Blinde Flecken sichtbar machen und Kontrolle gewinnen
„Auf diesem Auge bist du blind“ – das klingt nicht gerade wie ein Kompliment. Vorschnell werden blinde Flecken als „schlecht“ bewertet, so, als dürfe es diese nicht geben und als müsse man deshalb schnellstens Licht ins Dunkel bringen.
Ist das so? Tun wir anderen einen Gefallen, wenn wir sie auf ihre blinden Flecken aufmerksam machen? Wollen wir von Fremden etwas über unsere eigenen blinden Flecken hören?
Blinde Flecken erkennen
Eins steht fest: Jeder Mensch kann blinde Flecken ausbilden, und zwar immer wieder neue, abhängig von wechselnden Situationen und Gemütsverfassungen. Das Charakteristische dabei ist, dass man selbst gar nicht bemerkt, welche Auswirkung eigenes Verhalten auf andere hat. Die Umwelt jedoch nimmt sensibel wahr, was einem selbst unbewusst bleibt. Zum Beispiel, dass ein so sehr geliebter Hut einen eher lächerlich aussehen lässt, oder dass ein gut gemeinter Rat vom Gegenüber wie eine Bevormundung und Besserwisserei wahrgenommen wird. Die gute Nachricht ist, dass man lernen kann, seine blinden Flecken zu erkennen und sein Verhalten nach und nach zu kontrollieren.
Landläufig geschieht dies wohl häufig durch unangenehme Konfrontationen – wie oben schon angedeutet, kann es sehr unschmeichelhaft sein, mit seiner eigenen Blindheit in aller Öffentlichkeit konfrontiert zu werden. Man beginnt sich zu verteidigen und zu streiten, glaubt nicht, was andere sagen. Denn die Selbstwahrnehmung ist natürlich eine völlig andere als die Fremdwahrnehmung. Besteht jedoch Vertrauen zu einer Person, dann kann eine gute Rückmeldung – rücksichtsvoll und liebevoll ausgesprochen – angenommen werden. Dann kann der Empfänger in Betracht ziehen, dass ihm tatsächlich eine Wirkung seines Verhaltens einfach entgeht. Damit kann das Verhalten aus dem Bereich des Unbewussten heraustreten und kontrolliert werden. Man kann sich entscheiden, ob man etwas verändern möchte oder nicht.
In ihrem letzten Newsletter schreibt Iris Ehrler (Coach und Human Ressource Manager) darüber, wie wir unsere blinden Flecken sichtbar machen können, dass wir sie bezwingen können und schließlich Kontrolle gewinnen. Sie schreibt:
„Andere sehen mich anders als ich mich sehe! Sie sehen mich so, wie ich mich verhalte; nicht so, wie ich bin.

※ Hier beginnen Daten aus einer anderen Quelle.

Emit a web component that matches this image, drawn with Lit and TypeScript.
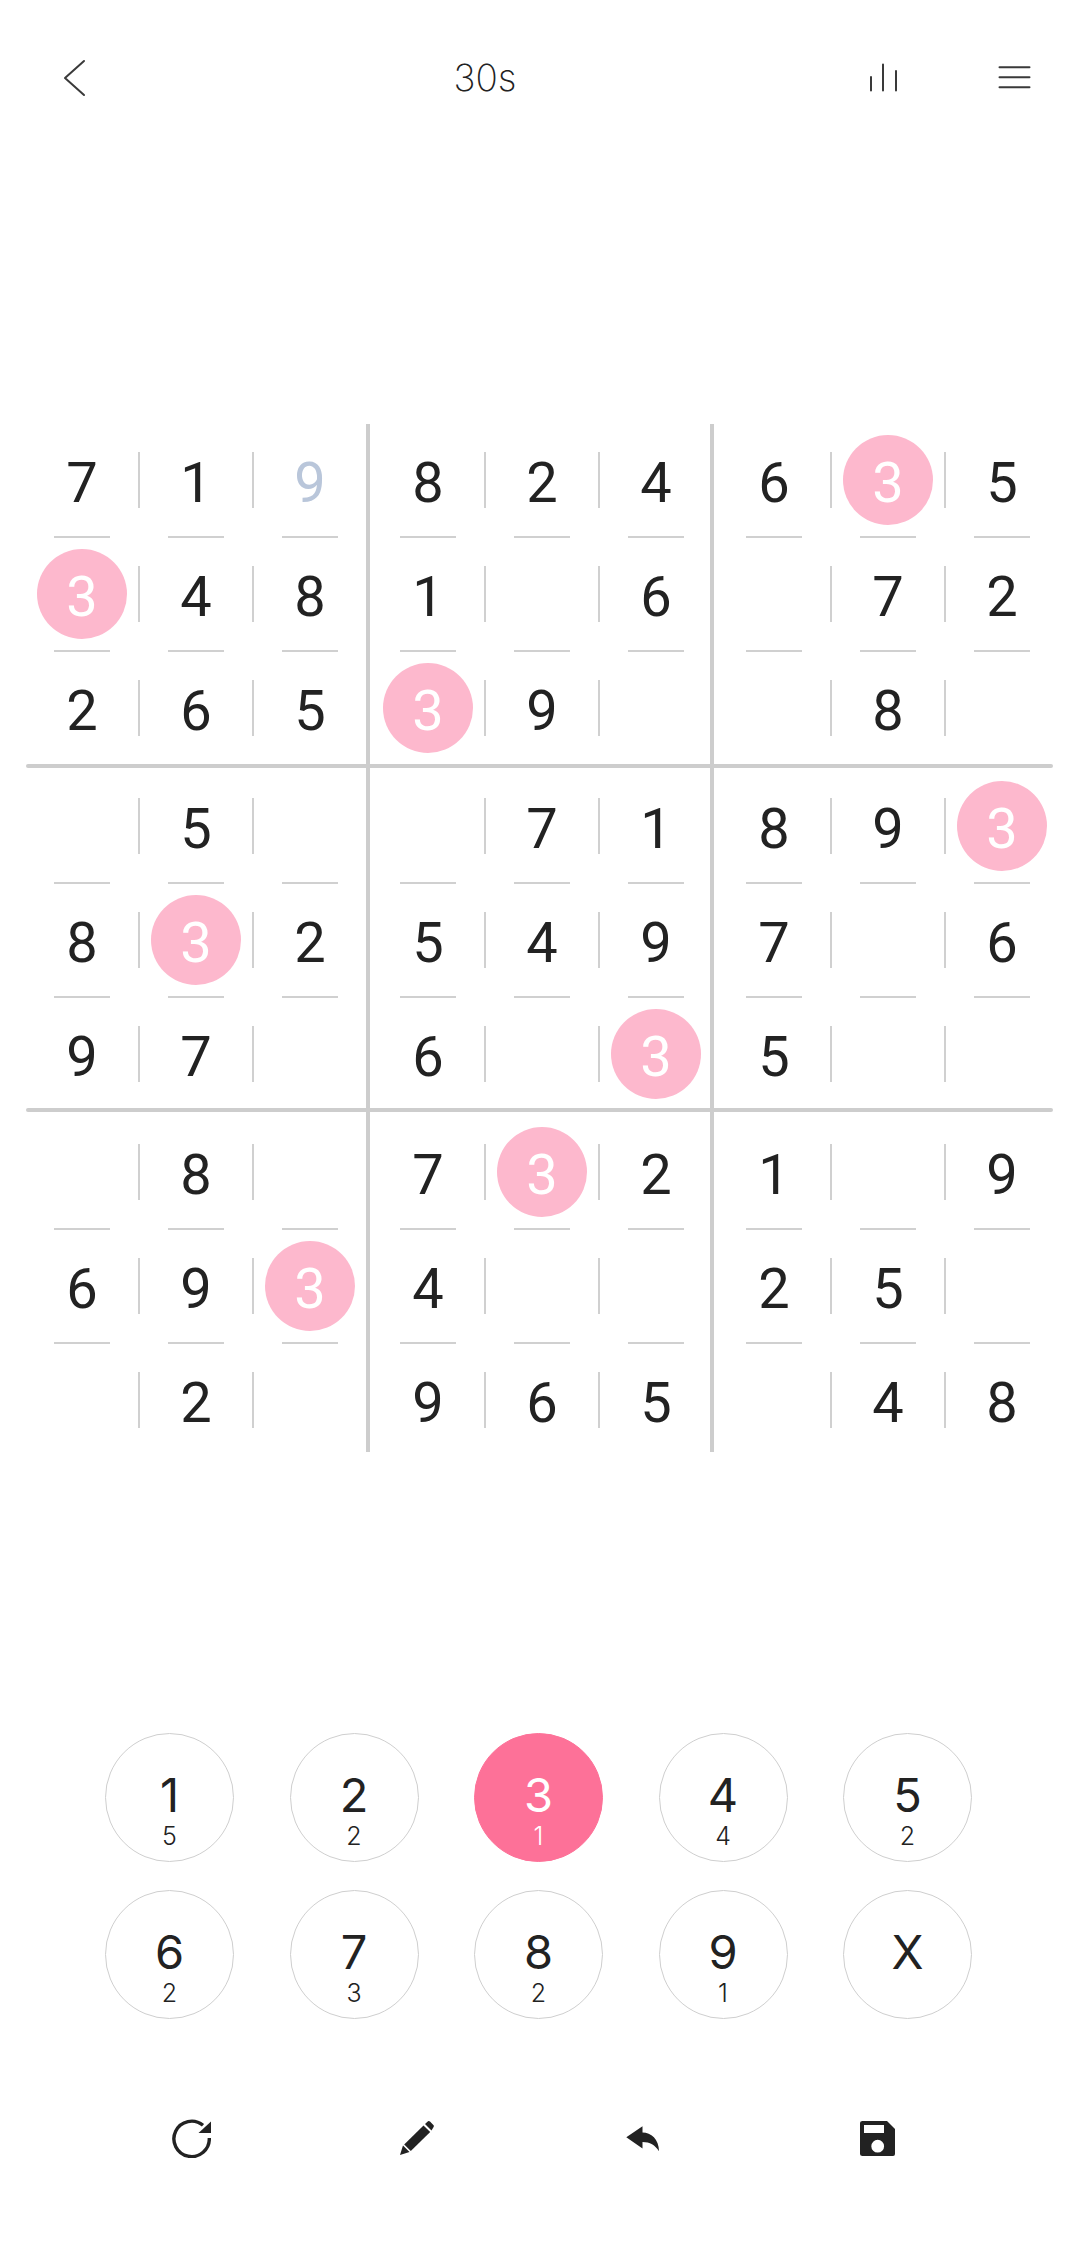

Manchmal entscheide ich, was ich anderen zeigen will. … was andere in mir sehen, führt mich zu meinem Potenzial. … Also dankbar sein für den Blick, den andere mir schenken – sie sehen, was mir verborgen bleibt.“
Blinde Flecken – ein Gradmesser für die Qualität einer Beziehung
Für mich ist der Hinweis auf blinde Flecken auch ein Gradmesser für die Qualität einer Beziehung. Wo genug Vertrauen besteht, kann ich es wagen zu fragen, ob der/die andere bereit ist, meine Wahrnehmung (die wahrscheinlich zunächst irritierend sein wird) zu hören und mein Feedback anzunehmen. Es kann zu einem Freundschaftsbeweis werden und zu größerer Nähe führen.
Gebe ich meine Wahrnehmung ungefragt preis, ist die Wahrscheinlichkeit groß, dass sie vom anderen abgelehnt wird, weil sie als Vorwurf oder Kritik ankommt – und eben nicht als eine konstruktive Rückmeldung angenommen werden kann.
Iris Ehrler stellt am Ende Ihres Newsletters noch ein paar Fragen, die ich gerne an Sie weitergebe:
- Was bleibt (von dem gerade Gelesenen) bei mir hängen?
- Was kommt mir bekannt vor?
- Was löst das bei mir aus?
- Welche Möglichkeiten entstehen dadurch für mich?
Es ist wertvoll, sich über sein Selbstbild Gedanken zu machen und ab und zu andere zu fragen, wie sie einen sehen. Gute Gespräche, Offenheit und Bereitschaft zu Selbsterkenntnis schärfen unsere Sensibilität, wir beobachten uns selbst besser. Schritt für Schritt wachsen wir, lernen uns besser kennen, gewinnen wertvolle Erkenntnisse über uns selbst. Wir verhalten uns gezielter so, wie wir tatsächlich wollen. Um es mit meinem Slogan auszudrücken: Wir werden spontaner, bewusster, selbstbestimmter.